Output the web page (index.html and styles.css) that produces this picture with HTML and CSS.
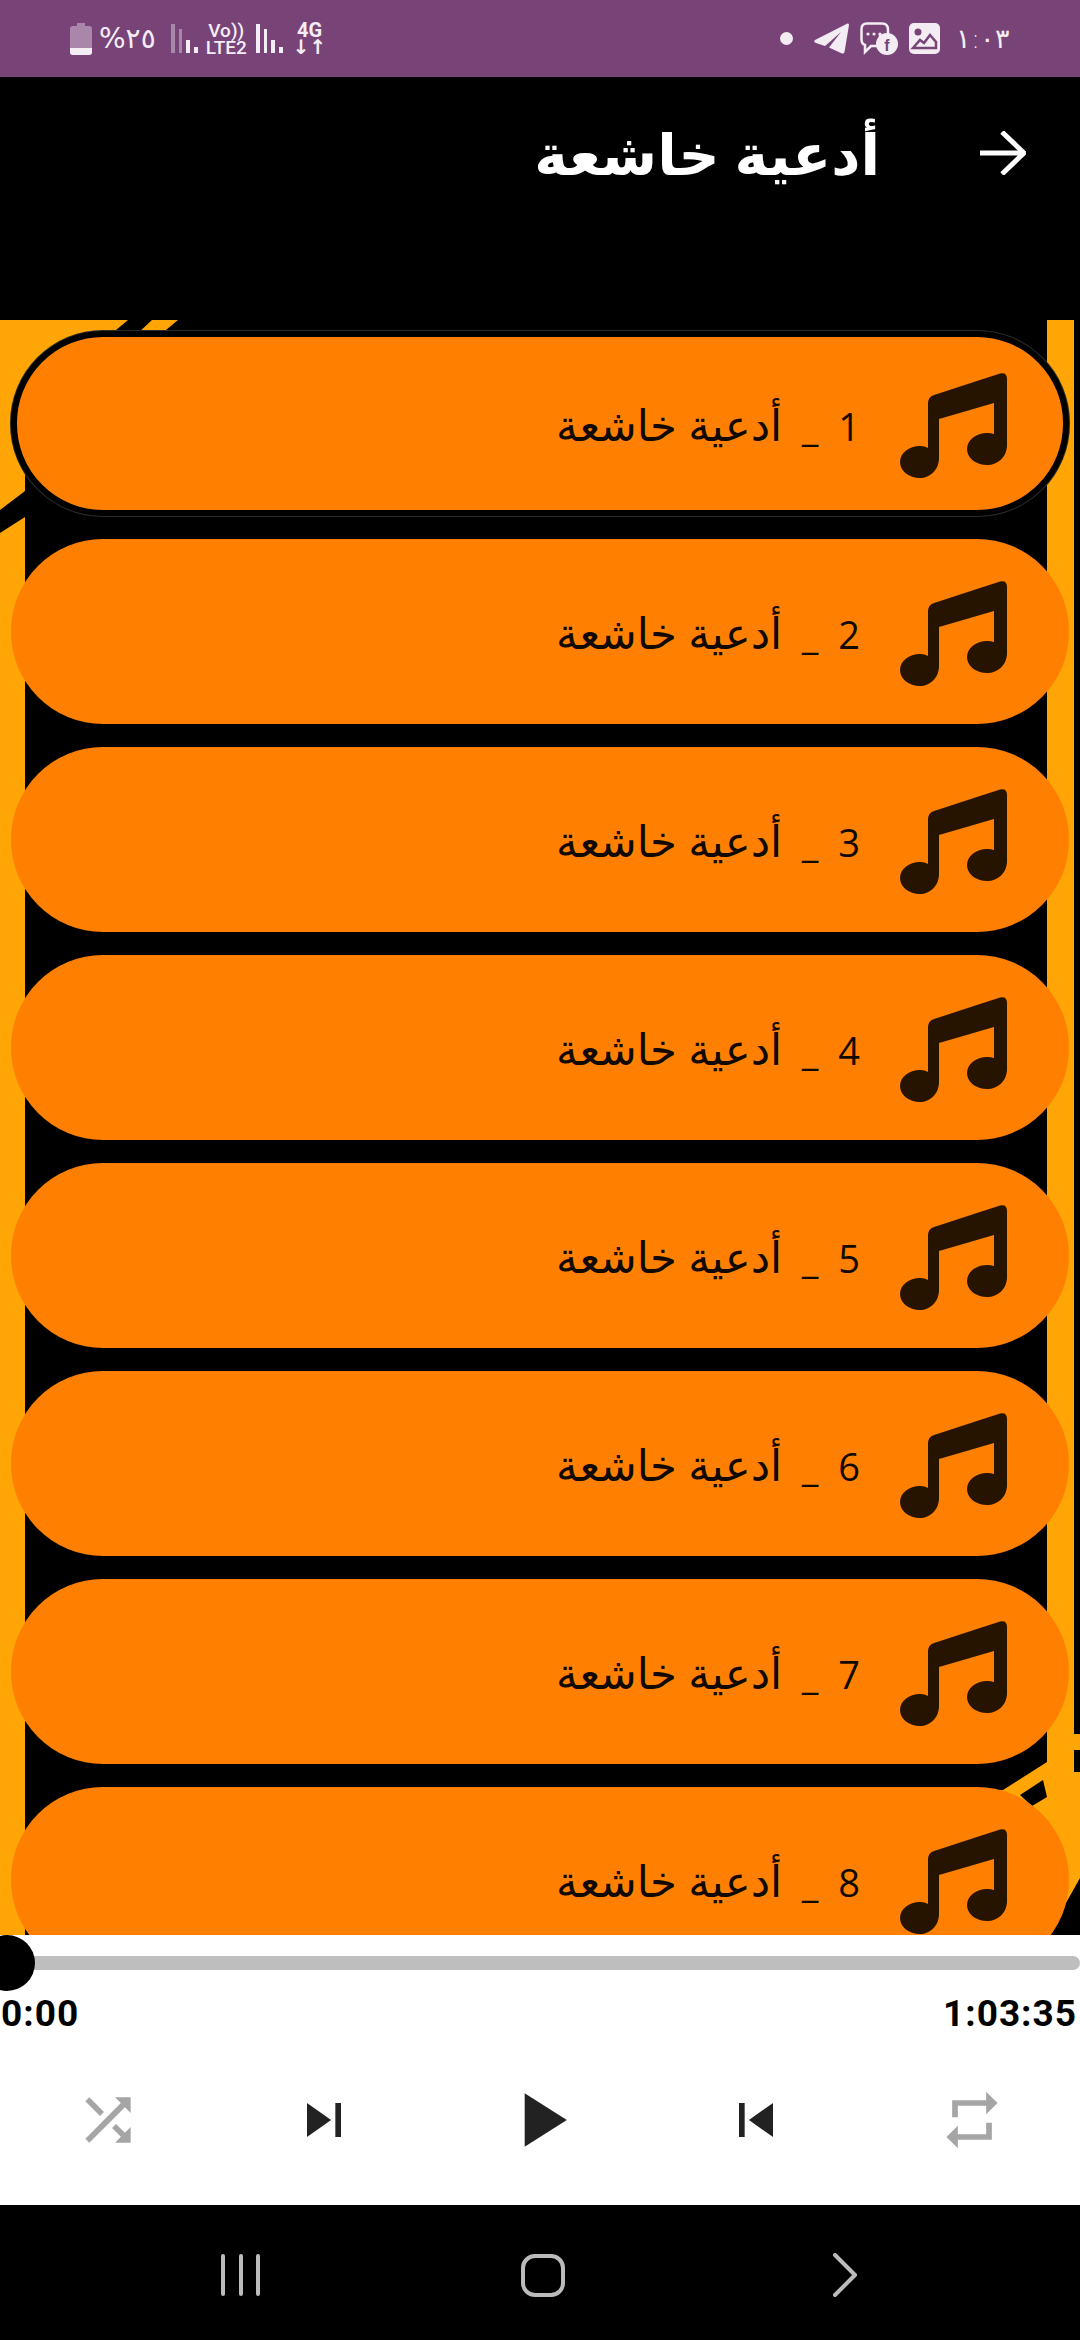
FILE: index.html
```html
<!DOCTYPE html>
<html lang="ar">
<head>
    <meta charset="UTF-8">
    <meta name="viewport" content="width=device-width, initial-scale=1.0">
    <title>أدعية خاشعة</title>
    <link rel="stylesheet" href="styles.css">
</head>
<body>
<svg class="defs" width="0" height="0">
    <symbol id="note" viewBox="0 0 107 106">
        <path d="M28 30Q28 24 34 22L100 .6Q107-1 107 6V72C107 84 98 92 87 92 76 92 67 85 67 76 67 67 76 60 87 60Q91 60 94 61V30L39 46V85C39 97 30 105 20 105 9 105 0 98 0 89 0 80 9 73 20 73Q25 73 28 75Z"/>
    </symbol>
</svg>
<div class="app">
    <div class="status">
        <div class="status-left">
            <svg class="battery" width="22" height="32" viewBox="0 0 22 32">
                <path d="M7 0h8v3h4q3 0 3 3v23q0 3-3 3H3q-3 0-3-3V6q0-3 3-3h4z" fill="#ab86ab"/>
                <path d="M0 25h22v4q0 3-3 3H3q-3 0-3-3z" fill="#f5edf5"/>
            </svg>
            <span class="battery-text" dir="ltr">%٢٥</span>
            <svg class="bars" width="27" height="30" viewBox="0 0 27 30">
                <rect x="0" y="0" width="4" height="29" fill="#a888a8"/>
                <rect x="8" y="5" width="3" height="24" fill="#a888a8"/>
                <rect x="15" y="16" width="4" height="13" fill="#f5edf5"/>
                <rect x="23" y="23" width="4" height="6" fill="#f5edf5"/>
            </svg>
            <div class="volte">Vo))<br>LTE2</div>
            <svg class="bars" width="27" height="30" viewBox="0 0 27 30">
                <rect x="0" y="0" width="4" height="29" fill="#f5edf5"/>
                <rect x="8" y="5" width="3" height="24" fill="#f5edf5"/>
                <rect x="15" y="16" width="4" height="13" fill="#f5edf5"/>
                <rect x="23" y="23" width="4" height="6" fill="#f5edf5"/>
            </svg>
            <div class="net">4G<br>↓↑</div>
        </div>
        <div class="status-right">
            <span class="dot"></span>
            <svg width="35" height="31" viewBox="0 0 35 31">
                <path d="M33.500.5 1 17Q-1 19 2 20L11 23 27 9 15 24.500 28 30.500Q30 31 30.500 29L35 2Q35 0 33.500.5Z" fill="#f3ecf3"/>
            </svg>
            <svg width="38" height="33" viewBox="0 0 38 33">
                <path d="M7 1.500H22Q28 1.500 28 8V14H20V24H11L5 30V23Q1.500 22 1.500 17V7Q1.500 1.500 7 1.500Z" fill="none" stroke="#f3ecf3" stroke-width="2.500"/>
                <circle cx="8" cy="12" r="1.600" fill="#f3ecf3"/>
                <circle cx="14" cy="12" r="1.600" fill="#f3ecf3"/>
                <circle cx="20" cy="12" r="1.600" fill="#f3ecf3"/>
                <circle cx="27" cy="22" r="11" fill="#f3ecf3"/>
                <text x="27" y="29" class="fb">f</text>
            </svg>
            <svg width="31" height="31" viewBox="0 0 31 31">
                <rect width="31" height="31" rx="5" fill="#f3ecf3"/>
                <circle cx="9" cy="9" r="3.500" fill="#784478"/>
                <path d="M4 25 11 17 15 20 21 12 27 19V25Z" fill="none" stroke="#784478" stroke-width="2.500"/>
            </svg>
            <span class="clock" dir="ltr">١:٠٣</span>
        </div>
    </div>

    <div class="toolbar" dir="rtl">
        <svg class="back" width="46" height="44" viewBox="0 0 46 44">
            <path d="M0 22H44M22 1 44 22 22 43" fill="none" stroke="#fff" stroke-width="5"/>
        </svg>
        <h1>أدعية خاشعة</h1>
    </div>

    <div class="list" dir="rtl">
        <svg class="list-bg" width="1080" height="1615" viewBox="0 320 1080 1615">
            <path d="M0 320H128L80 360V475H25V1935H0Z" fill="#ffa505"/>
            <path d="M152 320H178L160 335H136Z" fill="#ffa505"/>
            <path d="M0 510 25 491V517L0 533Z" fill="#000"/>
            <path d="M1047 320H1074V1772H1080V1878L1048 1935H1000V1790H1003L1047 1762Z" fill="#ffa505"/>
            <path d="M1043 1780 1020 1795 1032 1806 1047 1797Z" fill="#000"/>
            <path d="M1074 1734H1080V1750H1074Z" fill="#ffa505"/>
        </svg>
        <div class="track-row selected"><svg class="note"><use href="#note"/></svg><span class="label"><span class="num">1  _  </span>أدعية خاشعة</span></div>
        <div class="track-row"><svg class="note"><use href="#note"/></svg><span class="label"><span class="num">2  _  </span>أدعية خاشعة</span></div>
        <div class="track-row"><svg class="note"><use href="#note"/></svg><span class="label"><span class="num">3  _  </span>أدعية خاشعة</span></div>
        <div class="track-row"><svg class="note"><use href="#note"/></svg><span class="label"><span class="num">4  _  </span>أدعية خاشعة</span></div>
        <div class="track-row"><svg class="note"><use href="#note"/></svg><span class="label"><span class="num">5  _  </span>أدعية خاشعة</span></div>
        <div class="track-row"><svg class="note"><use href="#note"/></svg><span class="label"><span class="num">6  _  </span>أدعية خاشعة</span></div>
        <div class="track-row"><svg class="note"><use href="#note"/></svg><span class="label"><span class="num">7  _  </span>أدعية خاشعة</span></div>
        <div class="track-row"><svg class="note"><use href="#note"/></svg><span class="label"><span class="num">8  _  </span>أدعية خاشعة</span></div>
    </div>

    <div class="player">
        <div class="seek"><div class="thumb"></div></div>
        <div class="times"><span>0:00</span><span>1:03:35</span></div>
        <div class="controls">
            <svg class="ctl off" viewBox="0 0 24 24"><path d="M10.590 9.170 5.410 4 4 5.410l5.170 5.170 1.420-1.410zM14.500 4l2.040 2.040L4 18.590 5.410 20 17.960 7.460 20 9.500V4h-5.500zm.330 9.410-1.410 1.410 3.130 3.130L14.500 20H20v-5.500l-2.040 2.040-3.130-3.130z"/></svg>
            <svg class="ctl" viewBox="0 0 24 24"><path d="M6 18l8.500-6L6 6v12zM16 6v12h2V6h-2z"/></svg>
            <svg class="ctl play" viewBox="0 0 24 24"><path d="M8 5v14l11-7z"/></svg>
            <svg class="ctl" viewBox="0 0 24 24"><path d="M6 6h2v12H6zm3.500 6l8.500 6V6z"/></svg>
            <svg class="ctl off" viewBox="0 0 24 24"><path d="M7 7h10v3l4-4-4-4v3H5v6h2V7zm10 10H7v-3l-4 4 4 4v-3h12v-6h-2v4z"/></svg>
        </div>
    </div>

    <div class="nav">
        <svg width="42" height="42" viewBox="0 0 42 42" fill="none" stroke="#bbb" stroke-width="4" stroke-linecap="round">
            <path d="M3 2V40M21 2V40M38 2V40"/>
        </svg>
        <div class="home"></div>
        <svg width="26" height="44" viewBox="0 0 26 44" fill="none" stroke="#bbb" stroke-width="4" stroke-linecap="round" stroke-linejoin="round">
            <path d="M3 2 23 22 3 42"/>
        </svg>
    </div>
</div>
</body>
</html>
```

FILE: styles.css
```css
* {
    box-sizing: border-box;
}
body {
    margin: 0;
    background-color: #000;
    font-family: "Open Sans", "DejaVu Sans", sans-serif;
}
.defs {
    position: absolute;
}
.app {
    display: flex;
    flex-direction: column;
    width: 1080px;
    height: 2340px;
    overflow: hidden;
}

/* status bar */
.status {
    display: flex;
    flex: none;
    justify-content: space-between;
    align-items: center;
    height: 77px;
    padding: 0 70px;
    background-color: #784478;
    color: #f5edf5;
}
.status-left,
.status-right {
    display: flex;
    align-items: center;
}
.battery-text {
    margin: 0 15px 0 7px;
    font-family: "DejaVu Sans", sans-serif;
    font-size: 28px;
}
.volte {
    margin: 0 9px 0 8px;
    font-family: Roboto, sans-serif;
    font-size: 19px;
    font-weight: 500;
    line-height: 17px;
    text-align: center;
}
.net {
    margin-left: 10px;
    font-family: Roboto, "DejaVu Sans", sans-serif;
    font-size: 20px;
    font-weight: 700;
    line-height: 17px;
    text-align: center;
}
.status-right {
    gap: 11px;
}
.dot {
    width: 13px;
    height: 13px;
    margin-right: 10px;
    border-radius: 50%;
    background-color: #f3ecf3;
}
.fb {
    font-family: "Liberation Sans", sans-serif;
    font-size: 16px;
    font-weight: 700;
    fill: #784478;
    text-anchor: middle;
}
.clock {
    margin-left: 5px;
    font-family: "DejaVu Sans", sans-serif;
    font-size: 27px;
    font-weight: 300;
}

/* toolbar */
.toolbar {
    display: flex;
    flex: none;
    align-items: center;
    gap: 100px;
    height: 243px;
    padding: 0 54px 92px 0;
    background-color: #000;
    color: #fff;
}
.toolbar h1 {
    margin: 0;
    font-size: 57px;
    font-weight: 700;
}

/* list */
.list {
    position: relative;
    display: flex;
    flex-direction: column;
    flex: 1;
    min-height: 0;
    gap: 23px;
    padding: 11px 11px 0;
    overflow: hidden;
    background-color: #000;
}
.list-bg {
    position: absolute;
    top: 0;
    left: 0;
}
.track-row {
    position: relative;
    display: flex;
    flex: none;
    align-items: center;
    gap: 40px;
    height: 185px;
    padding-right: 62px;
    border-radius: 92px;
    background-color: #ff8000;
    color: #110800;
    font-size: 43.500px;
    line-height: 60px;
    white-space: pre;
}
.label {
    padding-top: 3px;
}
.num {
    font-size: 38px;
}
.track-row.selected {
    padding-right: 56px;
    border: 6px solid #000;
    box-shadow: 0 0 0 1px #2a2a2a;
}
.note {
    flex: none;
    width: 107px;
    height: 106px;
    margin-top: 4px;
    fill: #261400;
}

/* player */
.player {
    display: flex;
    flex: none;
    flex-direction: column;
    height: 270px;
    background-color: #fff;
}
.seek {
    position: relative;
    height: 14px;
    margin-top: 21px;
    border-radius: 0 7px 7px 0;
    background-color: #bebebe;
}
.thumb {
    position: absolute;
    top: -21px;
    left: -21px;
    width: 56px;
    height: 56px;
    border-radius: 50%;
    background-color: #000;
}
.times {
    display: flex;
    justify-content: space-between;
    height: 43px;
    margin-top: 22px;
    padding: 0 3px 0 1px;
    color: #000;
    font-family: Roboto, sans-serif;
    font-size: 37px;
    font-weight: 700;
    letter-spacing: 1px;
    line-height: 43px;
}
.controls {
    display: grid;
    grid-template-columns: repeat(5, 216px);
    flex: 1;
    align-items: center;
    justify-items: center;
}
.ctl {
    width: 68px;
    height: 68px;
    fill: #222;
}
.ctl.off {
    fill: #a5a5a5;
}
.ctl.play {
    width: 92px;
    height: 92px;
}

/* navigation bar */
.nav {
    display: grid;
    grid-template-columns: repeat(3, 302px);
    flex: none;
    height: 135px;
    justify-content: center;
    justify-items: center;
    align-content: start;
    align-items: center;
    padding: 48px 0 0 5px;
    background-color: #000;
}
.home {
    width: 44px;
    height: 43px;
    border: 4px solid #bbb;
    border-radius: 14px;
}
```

────────────────────────────────────────

* _EXERCISE_
Collect each line holding the string "styles".

* _ANSWER FOR THIS EXERCISE_
Output the web page (index.html and styles.css) that produces this picture with HTML and CSS.
    <link rel="stylesheet" href="styles.css">
FILE: styles.css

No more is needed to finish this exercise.